Field of Dreams was the middle of a trio of classic baseball films he appeared in over the years (the other was The Sandlot). As was so often the case, it’s not his movie. Kevin Costner is the star, he gets the big emotional arc, gets to tearfully have a catch with the ghost of his late father, gets to be a movie star in the best kind of way, etc. And Jones absolutely steals the movie out from under him.
In the book Field of Dreams was based on, Shoeless Joe, Costner’s character Ray Kinsella recruits Catcher in the Rye author J.D. Salinger to help him on his quest to bring some magic to a baseball diamond built in an Iowa cornfield. Salinger threatened to sue if his name was used in the movie, so writer/director Phil Alden Robinson had to create a character who would convincingly inspire a similar level of awe. Much of this was accomplished simply through the fact that James Earl Jones, of all people, was playing author Terence Mann. But Robinson and Jones also let Mann be hilariously prickly (“I’m gonna beat you with a crowbar, until you go away,” the exasperated author tells Ray in their first meeting), palpably weary of a legacy he never asked for, and genuinely delighted to find the ghosts of Shoeless Joe Jackson and Mel Ott playing a game in front of him. So when Robinson’s camera pushes in, the James Horner score soars, and Mann begins to deliver his speech about the beauty and value of baseball(*), the monologue is beautiful because Jones has made him into such a complicated, lovable person.
(*) The one part of the speech, and film, that’s never sat quite right, especially since the characters Jones played in Bingo Long and The Sandlot were both modeled on legendary Negro Leagues slugger Josh Gibson: all the ballplayers given a chance by Ray’s field are white, rather than any of the men like Gibson who were barred from playing against the likes of Shoeless Joe due to the color of their skin. And a character embodied by Jones delivers this paean to the purity of baseball without so much as a subtle nod to that fact.

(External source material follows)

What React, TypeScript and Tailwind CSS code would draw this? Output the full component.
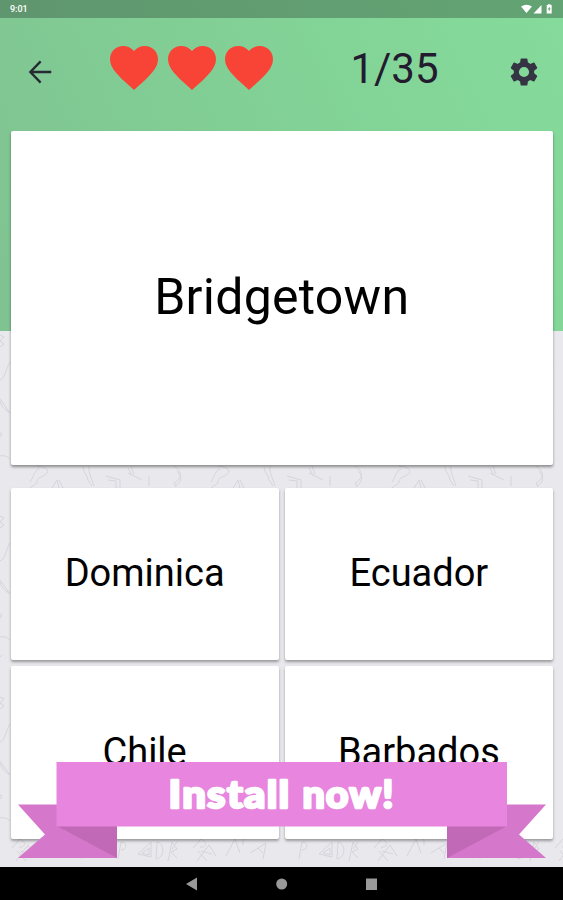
import React from "react";

const answers = ["Dominica", "Ecuador", "Chile", "Barbados"];

function Heart() {
  return (
    <svg className="h-[44px] w-[48px]" viewBox="2 3 20 18.35" preserveAspectRatio="none" fill="#f74436">
      <path d="m12 21.35-1.45-1.32C5.4 15.36 2 12.28 2 8.5 2 5.42 4.42 3 7.5 3c1.74 0 3.41.81 4.5 2.09C13.09 3.81 14.76 3 16.5 3 19.58 3 22 5.42 22 8.5c0 3.78-3.4 6.86-8.55 11.54z" />
    </svg>
  );
}

function Doodles() {
  return (
    <svg className="absolute inset-0 h-full w-full" fill="none" stroke="#d5d4da" strokeWidth="1">
      <defs>
        <pattern id="edges" width="181" height="181" patternUnits="userSpaceOnUse" y="134">
          <path d="M0 20l4 2-4 4 4 3-4 3M0 65c5-1 6-12 10-18M0 84l10 14M0 86c2 7 6 9 10 12M0 118l2 1-2 3M0 141c5-1 8 1 10 3M0 161l2-2M181 24l-7 8 7 4M181 60l-9 6M181 90c-6 4-8 10-2 16M172 118l6 5-6 6" />
        </pattern>
        <pattern id="band" width="181" height="60" patternUnits="userSpaceOnUse" y="465">
          <path d="M37 1c10 1 14 5 8 9-5 3-8 3-8 7-1 3-4 3-7 6M30 17c4-6 4-11 9-13M52 23l5-8 2 8M59 15l4 8M83 2c0 6 5 8 5 13l4 6M89 1c-1 6 3 13 5 20M106 11l14 4v8M108 15l8 1v7M128 3l4 7M131 1l3 8M128 8l14 7M149 11v10M174 1c8 5 9 12 0 17M174 18l2 4M177 6c6 6 4 12-2 15" />
        </pattern>
        <pattern id="footer" width="181" height="60" patternUnits="userSpaceOnUse" y="828">
          <path d="M16 33l12-16 7 11M20 23l11 3M118 31l3-17c7 0 6 8 0 8M138 26l13-12v15zM142 25l7-5v7zM157 14l-1 17c9-1 9-16 1-17zM168 33l4-19 5 7-6 3 6 6M177 14l-5 7M17 23l9 10M12 20l8-9M20 11c7 3 5 9-1 8M45 28l9-17 5 14M54 11l8-5M62 7v10M69 25l16-10-3 16M77 20l5 5" />
        </pattern>
      </defs>
      <rect y="331" width="100%" height="497" fill="url(#edges)" stroke="none" />
      <rect y="465" width="100%" height="23" fill="#e9e8ed" stroke="none" />
      <rect y="465" width="100%" height="23" fill="url(#band)" stroke="none" />
      <rect y="828" width="100%" height="40" fill="url(#footer)" stroke="none" />
    </svg>
  );
}

function Ribbon() {
  return (
    <svg className="absolute left-[18px] top-[762px] h-[97px] w-[528px]" viewBox="18 762 528 97">
      <path fill="#d577ca" d="M18 804.5h42V826h57v32H18l27-23.500zM546 804.500h-42V826h-57v32h99l-27-23.500z" />
      <path fill="#c168b7" d="M57 826h60v32zM507 826h-60v32z" />
      <path fill="#e885df" d="M56.500 762h450.500v64.500H56.500z" />
      <g
        fill="#fff"
        stroke="#fff"
        strokeWidth="2.400"
        strokeLinejoin="round"
        className="font-['Lato',sans-serif] text-[38px] font-black"
      >
        <text x="168.500" y="807.500" textLength="122" letterSpacing="1.200" lengthAdjust="spacingAndGlyphs">Install</text>
        <text x="302.500" y="807.500" textLength="92" letterSpacing="1" lengthAdjust="spacingAndGlyphs">now!</text>
      </g>
    </svg>
  );
}

export default function App() {
  return (
    <div className="relative flex h-[900px] w-[563px] flex-col overflow-hidden bg-[#e9e8ed] font-['Roboto',sans-serif] text-black">
      <Doodles />
      <div className="absolute inset-x-0 top-0 h-[331px] bg-[linear-gradient(65deg,#80c292_0%,#81cc94_35%,#83d698_75%,#85db9b_100%)]" />

      <div className="relative flex h-[17.500px] shrink-0 items-center justify-between bg-black/25 pl-[10px] pr-[10px] text-white">
        <span className="pt-px text-[9px] font-medium leading-none">9:01</span>
        <svg className="mt-px h-[10px] w-[32px]" viewBox="0 0 32 10" fill="currentColor">
          <path d="M0 2.500Q5.500-1 11 2.500L5.500 9zM20.500 1v8.500h-8zM27 1V.2h2.500V1h1.200v8.500h-5V1zM28.700 2.500l-2 3h1.200v2l1.800-3h-1z" fillRule="evenodd" />
        </svg>
      </div>

      <header className="relative flex h-[113px] shrink-0 items-start">
        <svg className="ml-[25px] mt-[39.500px] size-[30px]" viewBox="0 0 24 24" fill="none" stroke="#262a35" strokeWidth="1.900">
          <path d="M21 12H5M12.500 3.500 4.300 12l8.200 8.500" />
        </svg>
        <div className="ml-[55px] mt-[28.500px] flex gap-[9.700px]">
          <Heart />
          <Heart />
          <Heart />
        </div>
        <span className="ml-[77px] mt-[26px] w-[96px] whitespace-nowrap text-[42px] leading-[50px] text-[#231b2f]">1/35</span>
        <svg className="ml-[60.300px] mt-[37.500px] size-[34px]" viewBox="0 0 24 24" fill="#353443">
          <path d="M19.140 12.940c.040-.3.060-.61.060-.94 0-.32-.020-.64-.070-.94l2.030-1.580c.180-.140.230-.41.120-.61l-1.920-3.320c-.120-.220-.370-.290-.590-.220l-2.390.96c-.5-.38-1.030-.7-1.620-.94l-.36-2.540c-.040-.240-.240-.41-.48-.41h-3.840c-.240 0-.43.170-.47.41l-.36 2.540c-.59.240-1.130.57-1.620.94l-2.390-.96c-.220-.080-.47 0-.59.220L2.740 8.870c-.120.210-.080.470.120.61l2.030 1.580c-.050.300-.090.630-.090.940s.020.640.070.940l-2.030 1.580c-.180.140-.230.410-.120.610l1.920 3.320c.120.220.370.290.590.220l2.390-.96c.5.380 1.030.7 1.620.94l.36 2.540c.050.240.240.410.480.410h3.840c.240 0 .440-.170.470-.410l.36-2.540c.59-.240 1.130-.56 1.620-.94l2.390.96c.220.080.470 0 .59-.220l1.920-3.320c.120-.220.070-.47-.120-.61zM12 15.600A3.600 3.600 0 1 1 12 8.400a3.600 3.600 0 0 1 0 7.200z" />
        </svg>
      </header>

      <main className="relative flex flex-1 flex-col pl-[10.500px] pr-[10px]">
        <div className="flex h-[334px] items-center justify-center rounded-[2px] bg-white text-[50px] tracking-[0.250px] shadow-[0_2px_3px_rgba(0,0,0,0.4)]">
          Bridgetown
        </div>
        <div className="mt-[23px] grid grid-cols-2 gap-x-[6px] gap-y-[6px]">
          {answers.map((answer) => (
            <div key={answer} className="flex h-[172.500px] items-center justify-center rounded-[2px] bg-white text-[38px] shadow-[0_2px_3px_rgba(0,0,0,0.35)]">
              {answer}
            </div>
          ))}
        </div>
      </main>

      <Ribbon />

      <nav className="relative flex h-[33px] shrink-0 items-center justify-center bg-black">
        <svg className="mr-[2px] h-[14px] w-[192px]" viewBox="185 876.500 192 14" fill="#999">
          <path d="M186 883.500l11-6.500v13zM366 878h11.500v11.500H366z" />
          <circle cx="281.700" cy="883.500" r="5.500" />
        </svg>
      </nav>
    </div>
  );
}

Like many great actors who kept finding lead movie roles elusive, Jones gave television several tries and became the rare actor to win two Emmys in the same year, in 1991, for a TV-movie about the Watts riots called Heat Wave, and for starring in Gabriel’s Fire, a short-lived private eye drama about a man released from prison after serving 20 years for a murder he didn’t commit. From his first Emmy-nominated role (as a financially struggling husband and father facing a family tragedy in the Sixties social worker drama East Side West Wide) to his last (as a coal miner and jazz pianist in a few episodes of the early Aughts family drama Everwood), he gave everything asked of him.

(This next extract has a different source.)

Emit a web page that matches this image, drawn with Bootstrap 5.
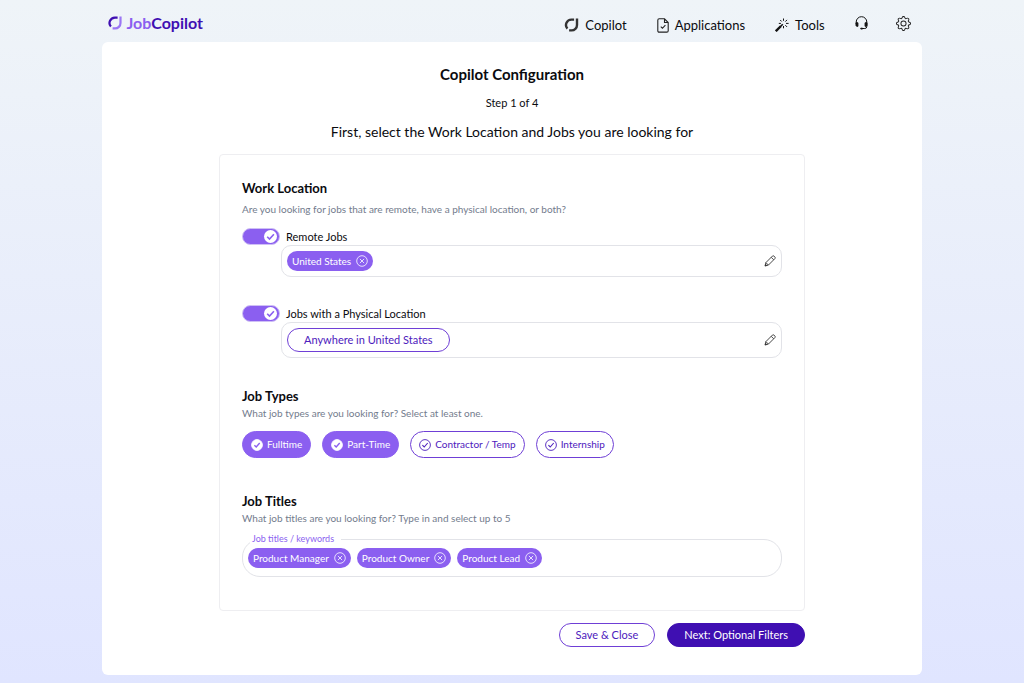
<!DOCTYPE html>
<html lang="en">
<head>
<meta charset="utf-8">
<meta name="viewport" content="width=device-width, initial-scale=1">
<title>JobCopilot – Copilot Configuration</title>
<link href="https://cdn.jsdelivr.net/npm/bootstrap@5.3.0/dist/css/bootstrap.min.css" rel="stylesheet">
<style>
  :root { --violet: #8b5ff0; --deep: #3f0fb2; --outline: #6f3fd6; --line: #e2e3e8; }
  body { font-family: "Lato", sans-serif; font-size: 11px; line-height: 16px; color: #0b0b0f; min-height: 100vh;
         background: linear-gradient(#eff4f8, #e0e5ff) no-repeat; }
  svg { display: block; flex: none; }
  .shell { width: 80%; margin: 0 auto; }
  .topbar { min-height: 42px; padding: 4px 11px 0 6px; }
  .brand { font-size: 16px; font-weight: 700; line-height: 20px; color: var(--deep); gap: 4px; }
  .brand-light { color: var(--violet); }
  .topbar-link { color: #0b0b0f; font-size: 13px; line-height: 20px; gap: 6px; padding-top: 4px; }
  .topbar-links { gap: 30px; }
  .icon-links { gap: 28px; }
  .page-panel { background: #fff; border-radius: 6px; padding: 22px 16px 28px; margin-bottom: 8px; }
  .page-title { font-size: 15px; font-weight: 700; line-height: 20px; margin: 0 0 11px; }
  .page-step { margin: 0 0 11px; }
  .page-lead { font-size: 14px; line-height: 20px; margin: 0 0 12px; }
  .config { max-width: 586px; }
  .config-box { border: 1px solid #eeeef1; border-radius: 4px; padding: 23px 22px 33px; }
  .section-title { font-size: 13px; font-weight: 700; line-height: 20px; margin: 0; }
  .hint { font-size: 10px; line-height: 14px; color: #737c8d; margin: 0; }
  .section-gap { margin-top: 28px; }
  .section-gap-lg { margin-top: 33px; }
  .switch-row { gap: 6px; min-height: 17px; line-height: 17px; }
  .switch-row .form-check-input { width: 38px; height: 17px; margin: 0; float: none; border: 1px solid #cfc0f5; border-radius: 9px; }
  .switch-row .form-check-input:checked { background-color: var(--violet); background-position: right center; background-size: 17px 15px;
    background-image: url("data:image/svg+xml,%3csvg xmlns='http://www.w3.org/2000/svg' viewBox='0 0 17 15'%3e%3ccircle cx='8.5' cy='7.5' r='6.5' fill='%23fff'/%3e%3cpath d='M5.2 7.8l2.3 2.3 4.4-4.8' fill='none' stroke='%238b5ff0' stroke-width='1.6'/%3e%3c/svg%3e"); }
  .field-box { border: 1px solid var(--line); border-radius: 10px; margin-left: 39px; padding: 5px; min-height: 32px; }
  .chip { background: var(--violet); color: #fff; font-size: 10px; line-height: 20px; border-radius: 10px; padding: 0 5px; gap: 5px; }
  .bare { border: 0; background: none; padding: 0; color: inherit; }
  .pill { font-size: 11px; line-height: 16px; border-radius: 12px; padding: 3px 16px; border: 1px solid var(--outline); color: #4d20bd; background: #fff; }
  .pill:hover { border-color: var(--deep); color: var(--deep); }
  .pill-solid, .pill-solid:hover { background: var(--deep); border-color: var(--deep); color: #fff; }
  .type-list { gap: 11px; margin-top: 11px; }
  .type-pill { display: flex; align-items: center; gap: 4px; font-size: 10px; line-height: 25px; border: 1px solid var(--outline);
    border-radius: 14px; padding: 0 8px; color: #4d20bd; cursor: pointer; }
  .btn-check:checked + .type-pill { background: var(--violet); border-color: var(--violet); color: #fff; }
  .type-pill .tick-fill { fill: none; stroke: currentColor; stroke-width: .9; }
  .type-pill .tick-mark { fill: none; stroke: currentColor; stroke-width: 1.1; }
  .btn-check:checked + .type-pill .tick-fill { fill: #fff; stroke: #fff; }
  .btn-check:checked + .type-pill .tick-mark { stroke: var(--violet); stroke-width: 1.4; }
  .titles-box { border: 1px solid var(--line); border-radius: 18px; min-height: 38px; padding: 5px; gap: 6px; margin-top: 14px; }
  .titles-label { top: -8px; left: 7px; padding: 0 7px 0 2px; font-size: 9px; line-height: 14px; color: var(--violet); background: #fff; }
  .titles-input { border: 0; outline: 0; background: none; min-width: 40px; font-size: 10px; }
</style>
</head>
<body>
<svg class="d-none" aria-hidden="true">
  <symbol id="close" viewBox="0 0 12 12"><g fill="none" stroke="currentColor" stroke-width=".8"><circle cx="6" cy="6" r="5.3"/><path d="M3.900 3.900l4.200 4.200M8.100 3.900L3.900 8.100"/></g></symbol>
  <symbol id="pencil" viewBox="0 0 12 12"><g fill="none" stroke="#333" stroke-width=".9"><path d="M1 11l.9-3.400L8.400 1.100q.8-.7 1.600 0l.9.9q.7.8 0 1.600l-6.500 6.500zM7.200 2.300l2.500 2.500M1.900 7.600l2.500 2.500"/></g><path d="M.8 11.200l.7-2.400 1.700 1.700z" fill="#333"/></symbol>
  <symbol id="tick" viewBox="0 0 12 12"></symbol>
</svg>

<header class="shell topbar d-flex align-items-center justify-content-between">
  <a class="brand d-flex align-items-center text-decoration-none" href="#" aria-label="JobCopilot">
    <svg width="14" height="14" viewBox="0 0 14 14" fill="none" stroke-width="2.2"><path d="M9.600 1.600H7A5.400 5.400 0 0 0 2.900 10.600" stroke="#3f0fb2"/><path d="M4.600 12.400H7A5.400 5.400 0 0 0 12.500 7V.5" stroke="#9b76f4"/></svg>
    <span><span class="brand-light">Job</span>Copilot</span>
  </a>
  <nav class="d-flex align-items-center topbar-links" aria-label="Main">
    <a class="topbar-link d-flex align-items-center text-decoration-none" href="#">
      <svg width="15" height="14" viewBox="0 0 14 14" fill="none" stroke-width="2.4" stroke="#333"><path d="M9.600 1.600H7A5.400 5.400 0 0 0 2.900 10.600"/><path d="M4.600 12.400H7A5.400 5.400 0 0 0 12.500 7V.5"/></svg>
      Copilot</a>
    <a class="topbar-link d-flex align-items-center text-decoration-none" href="#">
      <svg width="12" height="15" viewBox="0 0 12 15" fill="none" stroke="#222" stroke-width="1.1"><path d="M2.200.8h5.300l3.700 3.700v8.200q0 1.400-1.400 1.400H2.200Q.8 14.100.8 12.700V2.200Q.8.8 2.200.8zM7.500.8v3.700h3.700M3.800 8.700l1.600 1.600 3-3.200"/></svg>
      Applications</a>
    <a class="topbar-link d-flex align-items-center text-decoration-none" href="#">
      <svg width="14" height="14" viewBox="0 0 14 14" stroke="#111" fill="none"><path d="M.8 13.200L6 8" stroke-width="2.400"/><path d="M6 8l1.800-1.800" stroke-width="1.600"/><path d="M8.500.5v2.300M8.500 8v2.300M3.800 5.400h2.100M11 5.400h2.600M5.200 2l1.500 1.500M10.300 3.600L12 1.900M10.300 7.200L12 8.900" stroke-width="1"/></svg>
      Tools</a>
    <div class="icon-links d-flex align-items-center">
      <a href="#" aria-label="Support"><svg width="13" height="14" viewBox="0 0 13 14" fill="none" stroke="#111"><path d="M1.200 8V6a5.300 5.300 0 0 1 10.600 0v4.500q0 2-2 2H7"/><path d="M1 6.800h1.900v3.500H2q-1-.1-1-1zM12 6.800h-1.900v3.500H11q1-.1 1-1zM5.800 12.200h1.700v.8H5.800z" fill="#111"/></svg></a>
      <a href="#" aria-label="Settings"><svg width="15" height="15" viewBox="0 0 16 16" fill="#222"><path d="M8 4.754a3.246 3.246 0 1 0 0 6.492 3.246 3.246 0 0 0 0-6.492zM5.754 8a2.246 2.246 0 1 1 4.492 0 2.246 2.246 0 0 1-4.492 0z"/><path d="M9.796 1.343c-.527-1.790-3.065-1.790-3.592 0l-.094.319a.873.873 0 0 1-1.255.520l-.292-.160c-1.640-.892-3.433.902-2.540 2.541l.159.292a.873.873 0 0 1-.520 1.255l-.319.094c-1.790.527-1.790 3.065 0 3.592l.319.094a.873.873 0 0 1 .520 1.255l-.160.292c-.892 1.640.901 3.434 2.541 2.540l.292-.159a.873.873 0 0 1 1.255.520l.094.319c.527 1.790 3.065 1.790 3.592 0l.094-.319a.873.873 0 0 1 1.255-.520l.292.160c1.640.893 3.434-.902 2.540-2.541l-.159-.292a.873.873 0 0 1 .520-1.255l.319-.094c1.790-.527 1.790-3.065 0-3.592l-.319-.094a.873.873 0 0 1-.520-1.255l.160-.292c.893-1.640-.902-3.433-2.541-2.540l-.292.159a.873.873 0 0 1-1.255-.520l-.094-.319zm-2.633.283c.246-.835 1.428-.835 1.674 0l.094.319a1.873 1.873 0 0 0 2.693 1.115l.291-.160c.764-.415 1.600.420 1.184 1.185l-.159.292a1.873 1.873 0 0 0 1.116 2.692l.318.094c.835.246.835 1.428 0 1.674l-.319.094a1.873 1.873 0 0 0-1.115 2.693l.160.291c.415.764-.420 1.600-1.185 1.184l-.291-.159a1.873 1.873 0 0 0-2.693 1.116l-.094.318c-.246.835-1.428.835-1.674 0l-.094-.319a1.873 1.873 0 0 0-2.692-1.115l-.292.160c-.764.415-1.600-.420-1.184-1.185l.159-.291A1.873 1.873 0 0 0 1.945 8.930l-.319-.094c-.835-.246-.835-1.428 0-1.674l.319-.094A1.873 1.873 0 0 0 3.060 4.377l-.160-.292c-.415-.764.420-1.600 1.185-1.184l.292.159a1.873 1.873 0 0 0 2.692-1.115l.094-.319z"/></svg></a>
    </div>
  </nav>
</header>

<main class="shell page-panel">
  <div class="text-center">
    <h1 class="page-title">Copilot Configuration</h1>
    <p class="page-step">Step 1 of 4</p>
    <p class="page-lead">First, select the Work Location and Jobs you are looking for</p>
  </div>
  <form class="config mx-auto">
    <div class="config-box">
      <section>
        <h2 class="section-title">Work Location</h2>
        <p class="hint my-1 pb-1">Are you looking for jobs that are remote, have a physical location, or both?</p>
        <div class="switch-row form-switch d-flex align-items-center p-0 pt-1">
          <input class="form-check-input" type="checkbox" role="switch" id="remote" checked>
          <label for="remote">Remote Jobs</label>
        </div>
        <div class="field-box d-flex align-items-center justify-content-between">
          <span class="chip d-flex align-items-center">United States <button type="button" class="bare" aria-label="Remove United States"><svg width="12" height="12"><use href="#close"/></svg></button></span>
          <button type="button" class="bare" aria-label="Edit remote locations"><svg width="12" height="12"><use href="#pencil"/></svg></button>
        </div>
        <div class="switch-row form-switch section-gap d-flex align-items-center p-0">
          <input class="form-check-input" type="checkbox" role="switch" id="physical" checked>
          <label for="physical">Jobs with a Physical Location</label>
        </div>
        <div class="field-box d-flex align-items-center justify-content-between">
          <button type="button" class="pill">Anywhere in United States</button>
          <button type="button" class="bare" aria-label="Edit physical locations"><svg width="12" height="12"><use href="#pencil"/></svg></button>
        </div>
      </section>

      <section class="section-gap">
        <h2 class="section-title">Job Types</h2>
        <p class="hint">What job types are you looking for? Select at least one.</p>
        <div class="type-list d-flex flex-wrap">
          <div><input type="checkbox" class="btn-check" id="full" checked><label class="type-pill" for="full"><svg width="12" height="12" viewBox="0 0 12 12"><circle class="tick-fill" cx="6" cy="6" r="5.400"/><path class="tick-mark" d="M3.400 6.200l1.800 1.800 3.500-4"/></svg>Fulltime</label></div>
          <div><input type="checkbox" class="btn-check" id="part" checked><label class="type-pill" for="part"><svg width="12" height="12" viewBox="0 0 12 12"><circle class="tick-fill" cx="6" cy="6" r="5.400"/><path class="tick-mark" d="M3.400 6.200l1.800 1.800 3.500-4"/></svg>Part-Time</label></div>
          <div><input type="checkbox" class="btn-check" id="temp"><label class="type-pill" for="temp"><svg width="12" height="12" viewBox="0 0 12 12"><circle class="tick-fill" cx="6" cy="6" r="5.400"/><path class="tick-mark" d="M3.400 6.200l1.800 1.800 3.500-4"/></svg>Contractor / Temp</label></div>
          <div><input type="checkbox" class="btn-check" id="intern"><label class="type-pill" for="intern"><svg width="12" height="12" viewBox="0 0 12 12"><circle class="tick-fill" cx="6" cy="6" r="5.400"/><path class="tick-mark" d="M3.400 6.200l1.800 1.800 3.500-4"/></svg>Internship</label></div>
        </div>
      </section>

      <section class="section-gap-lg">
        <h2 class="section-title">Job Titles</h2>
        <p class="hint">What job titles are you looking for? Type in and select up to 5</p>
        <div class="titles-box position-relative d-flex flex-wrap align-items-center">
          <label class="titles-label position-absolute" for="titles">Job titles / keywords</label>
          <span class="chip d-flex align-items-center">Product Manager <button type="button" class="bare" aria-label="Remove Product Manager"><svg width="12" height="12"><use href="#close"/></svg></button></span>
          <span class="chip d-flex align-items-center">Product Owner <button type="button" class="bare" aria-label="Remove Product Owner"><svg width="12" height="12"><use href="#close"/></svg></button></span>
          <span class="chip d-flex align-items-center">Product Lead <button type="button" class="bare" aria-label="Remove Product Lead"><svg width="12" height="12"><use href="#close"/></svg></button></span>
          <input class="titles-input flex-fill" type="text" id="titles">
        </div>
      </section>
    </div>
    <div class="d-flex justify-content-end gap-2 mt-2 pt-1">
      <button type="button" class="pill me-1">Save &amp; Close</button>
      <button type="submit" class="pill pill-solid">Next: Optional Filters</button>
    </div>
  </form>
</main>
<script src="https://cdn.jsdelivr.net/npm/bootstrap@5.3.0/dist/js/bootstrap.bundle.min.js"></script>
</body>
</html>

Gabriel’s Fire was a rare case of executives looking at Jones in Serious Actor mode and wondering if they should let him be funnier; after its first season, it was revamped into a much more light-hearted series called Pros and Cons, with Jones and Richard Crenna playing the same characters in both. This version only lasted half a season, though, and made it harder in the future for Jones to put his metaphorical jester’s cap back on. But he found opportunities whenever possible to play around with his own image. In the second-ever episode of Sesame Street, he recited the alphabet in his familiar stentorian tones. He played the voice of Maggie Simpson in a “Treehouse of Horror” episode, and tweaked his penchant for being cast as authority figures by playing the boss on the “Mathnet” segments of the public television math show Square One. In the early Nineties, he did a series of TV ads for the Bell Telephone yellow pages, each script clearly written with the knowledge of who would be delivering lines like, “This is the book that got Bubba cooked.” And Mufasa wasn’t even the first African monarch Jones had played, since The Lion King was preceded by his rascally turn as the arrogant King Jaffe Joffer in Eddie Murphy’s 1988 charmer Coming to America.
He reprised the role in the 2021 sequel Coming 2 America, but most of his final screen credits were voice-only, including playing Mufasa again in the CGI Lion King, and Vader in various Star Wars films and shows. The last of those, in 2022’s Obi-Wan Kenobi series, is credited to Jones, but he didn’t actually work on it; by that point, he had signed away the rights for Lucasfilm to digitally recreate his voice for any future projects, and an AI program created the new Vader dialogue based on his earlier work. Like a lot about that show, the Vader voice approximated what we knew from past Star Wars projects without having the magic that made those special. You can use a computer to mimic the sound of Jones, but that voice wasn’t just about the volume or tone. It was about an incredible actor using those tools in service of a full and rich performance, even one where he wasn’t otherwise physically present.
Given Hollywood’s addiction to nostalgia, odds are we’ll keep hearing approximations of Jones for a long, long time. But the real voice, and the master thespian attached to it, has been silenced. Rest in peace.